UNITED STATES DISTRICT COURT FOR THE NORTHERN DISTRICT OF GEORGIA ATLANTA DIVISION
Feb 28, 2017
CIVIL ACTION NO. 1:16-CV-03479-WSD-JCF (N.D. Ga. Feb. 28, 2017)

Opinion

CIVIL ACTION NO. 1:16-CV-03479-WSD-JCF

02-28-2017

FLOYD W. WILLIAMS, II, GDC ID # 1063522, Case # 743078, Petitioner, v. WARDEN CLAY TATUM, Respondent.
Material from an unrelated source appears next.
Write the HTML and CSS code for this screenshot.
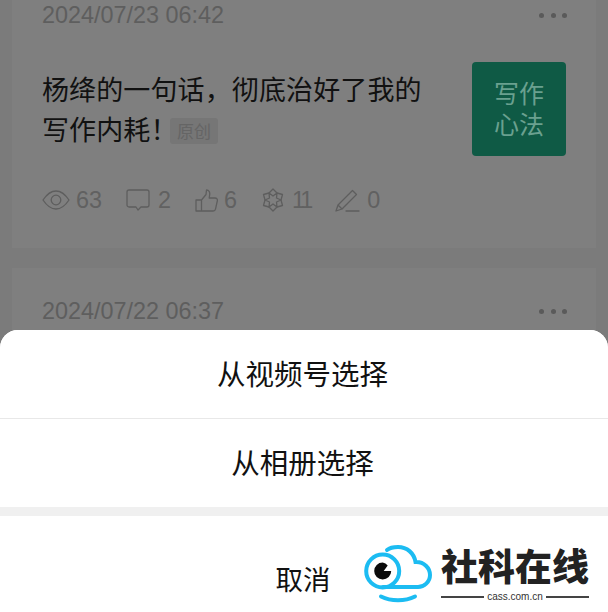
FILE: index.html
```html
<!DOCTYPE html>
<html lang="zh-CN">
<head>
<meta charset="utf-8">
<title>选择</title>
<link rel="stylesheet" href="styles.css">
</head>
<body>
<div class="page">
  <main class="feed">
    <article class="card">
      <header class="card-head">
        <time class="date">2024/07/23 06:42</time>
        <span class="dots"><i></i><i></i><i></i></span>
      </header>
      <div class="card-body">
        <h2 class="title">杨绛的一句话，彻底治好了我的写作内耗<span class="bang">！</span><span class="tag">原创</span></h2>
        <div class="thumb">写作<br>心法</div>
      </div>
      <div class="stats">
        <span class="stat">
          <svg class="icon icon-eye" viewBox="0 0 28 20"><path d="M1 10C5 4 9 1 14 1s9 3 13 9c-4 6-8 9-13 9S5 16 1 10Z"/><circle cx="14" cy="10" r="4.800"/></svg>
          <span>63</span>
        </span>
        <span class="stat">
          <svg class="icon icon-comment" viewBox="0 0 24 22"><path d="M3 1h18a2 2 0 0 1 2 2v13a2 2 0 0 1-2 2h-6l-3 3-2-3H3a2 2 0 0 1-2-2V3a2 2 0 0 1 2-2Z"/></svg>
          <span>2</span>
        </span>
        <span class="stat">
          <svg class="icon icon-like" viewBox="0 0 23 23"><path d="M1 11h5.500v11H1ZM6.500 11l4.500-5.500L11.500 1c2.500 0 3.500 2 3.200 4.500L14.200 9H20c1.800 0 2.700 1.400 2.300 3l-1.800 8.200c-.3 1.200-1.200 1.800-2.300 1.800H6.500"/></svg>
          <span>6</span>
        </span>
        <span class="stat">
          <svg class="icon icon-star" viewBox="0 0 24 24"><path d="M12 1 16 5 21.500 6.500 20 12 21.500 17.500 16 19 12 23 8 19 2.500 17.500 4 12 2.500 6.500 8 5Z"/><path d="M8 5 12 8 16 5 15.500 10 20 12 15.500 14 16 19 12 16 8 19 8.500 14 4 12 8.500 10Z"/></svg>
          <span class="tight">11</span>
        </span>
        <span class="stat">
          <svg class="icon icon-pen" viewBox="0 0 25 23"><path d="M1 22 3 16 17.500 1.500l4 4L7 20ZM3 16l4 4"/><path d="M11 22h13"/></svg>
          <span>0</span>
        </span>
      </div>
    </article>
    <article class="card">
      <header class="card-head">
        <time class="date">2024/07/22 06:37</time>
        <span class="dots"><i></i><i></i><i></i></span>
      </header>
    </article>
  </main>

  <section class="sheet">
    <button class="sheet-item">从视频号选择</button>
    <button class="sheet-item">从相册选择</button>
    <div class="sheet-gap"></div>
    <button class="sheet-cancel">取消</button>
  </section>

  <div class="logo">
    <svg class="logo-mark" viewBox="0 0 72 60">
      <path class="logo-line" d="M25 6C28 3.500 32 3 36 3c9 0 16 6 17.500 15C62 17.500 68 24 68 31c0 7-6 12-12 12H21"/>
      <circle class="logo-line" cx="20.700" cy="27" r="16.500"/>
      <path class="logo-pupil" d="M20.700 18.500a8.500 8.500 0 1 0 8.500 8.500h-7.500l4-5.500a8.500 8.500 0 0 0-5-3Z"/>
      <path class="logo-line" d="M19 52.500c10 5 24 5 34 0"/>
    </svg>
    <div class="logo-text">
      <div class="logo-name">社科在线</div>
      <div class="logo-url"><span>cass.com.cn</span></div>
    </div>
  </div>
</div>
</body>
</html>
```
FILE: styles.css
```css
* { box-sizing: border-box; }
html, body { margin: 0; padding: 0; }
body { font-family: "Liberation Sans", "Noto Sans CJK SC", sans-serif; background: #7b7b7b; }

.page { position: relative; width: 608px; height: 612px; overflow: hidden; background: #7b7b7b; }

.feed { display: flex; flex-direction: column; gap: 20px; padding: 0 12px; margin-top: -28px; }
.card { height: 276px; padding: 28px 30px 0; background: #7f7f7f; }

.card-head { display: flex; justify-content: space-between; align-items: center; height: 28px; padding-top: 2px; }
.date { font-size: 23.400px; color: #5e5e5e; }
.dots { display: flex; gap: 6.500px; margin-right: -1px; }
.dots i { display: block; width: 5px; height: 5px; border-radius: 50%; background: #5a5a5a; }

.card-body { display: flex; justify-content: space-between; align-items: center; margin-top: 34px; height: 94px; }
.title { width: 384px; margin: 0; font-size: 27px; line-height: 40px; letter-spacing: 0.12px; font-weight: 400; color: #111; font-family: "Noto Sans CJK SC", sans-serif; }
.bang { font-feature-settings: "palt"; }
.tag { display: inline-block; margin-left: 6px; padding: 0 7px; height: 26px; line-height: 26px; font-size: 17px; letter-spacing: 0; color: #656565; background: #767676; border-radius: 3px; vertical-align: 2px; }
.thumb { display: flex; align-items: center; justify-content: center; text-align: center; width: 94px; height: 94px; padding-bottom: 2px; border-radius: 4px; background: #0f5a45; color: #6aa08f; font-size: 25px; line-height: 31px; font-family: "Noto Sans CJK SC", sans-serif; }

.stats { display: flex; gap: 24px; height: 28px; margin-top: 30px; align-items: center; font-size: 23.400px; color: #616161; }
.stat { display: flex; align-items: center; gap: 6px; }
.tight { letter-spacing: -3px; margin-right: 1px; }
.icon { display: block; fill: none; stroke: #5e5e5e; stroke-width: 1.300; stroke-linejoin: round; stroke-linecap: round; }
.icon-eye { width: 28px; height: 20px; }
.icon-comment { width: 24px; height: 22px; margin-right: 2px; }
.icon-like { width: 23px; height: 23px; }
.icon-star { width: 24px; height: 26px; margin-right: 1px; }
.icon-pen { width: 25px; height: 23px; margin-right: 1px; }

.sheet { position: absolute; left: 0; right: 0; bottom: 0; height: 282px; display: flex; flex-direction: column; background: #fff; border-radius: 18px 18px 0 0; overflow: hidden; font-family: "Noto Sans CJK SC", sans-serif; }
.sheet-item { height: 88px; flex: none; border: 0; background: #fff; font: inherit; font-size: 28.500px; color: #111; padding: 0 3px 4px 0; }
.sheet-item + .sheet-item { border-top: 1px solid #e8e8e8; height: 89px; }
.sheet-gap { height: 9px; flex: none; background: #f0f0f0; }
.sheet-cancel { flex: 1; border: 0; background: #fff; font: inherit; font-size: 27.500px; color: #111; padding: 28px 2px 0 0; }

.logo { position: absolute; left: 362px; top: 544px; display: flex; gap: 7px; }
.logo-mark { width: 72px; height: 60px; flex: none; }
.logo-line { fill: none; stroke: #1cbcf2; stroke-width: 4; stroke-linecap: round; }
.logo-pupil { fill: #0b0b0b; }
.logo-text { width: 148px; }
.logo-name { font-family: "Noto Sans CJK SC", sans-serif; font-weight: 900; font-size: 37px; line-height: 48px; margin-top: -3px; color: #222; white-space: nowrap; }
.logo-url { display: flex; align-items: center; gap: 3px; font-size: 10px; line-height: 10px; color: #333; margin-top: 3px; }
.logo-url::before, .logo-url::after { content: ""; flex: 1; height: 2px; background: #444; }
```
HABEAS CORPUS 28 U.S.C. § 2254 MAGISTRATE JUDGE'S FINAL REPORT AND RECOMMENDATION

Petitioner, a Georgia prisoner, challenges via a 28 U.S.C. § 2254 habeas corpus petition his August 26, 2011 convictions in the Superior Court of Clayton County, for murder and lesser crimes, upon the entry of his guilty plea. (Doc. 1; see Doc. 11-1). IT IS RECOMMENDED that Respondent's Motion To Dismiss Petition As Untimely (Doc. 11) be GRANTED.

I. Procedural History

Petitioner entered his guilty plea on August 26, 2011. (Doc. 1 at 2; see Doc. 12-1). He did not file a direct appeal. On February 12, 2013, Petitioner filed a state habeas petition (Doc. 12-2), which was denied (Doc. 12-3). On September 8, 2015, the Supreme Court of Georgia denied his application for a certificate of probable cause ("CPC") to appeal. (Doc. 12-4; see Doc. 11-1 at 1).

Petitioner asserts that he filed a motion for sentence modification, which was denied on December 14, 2011 (Doc. 1 at 3), but he provides no proof of that assertion.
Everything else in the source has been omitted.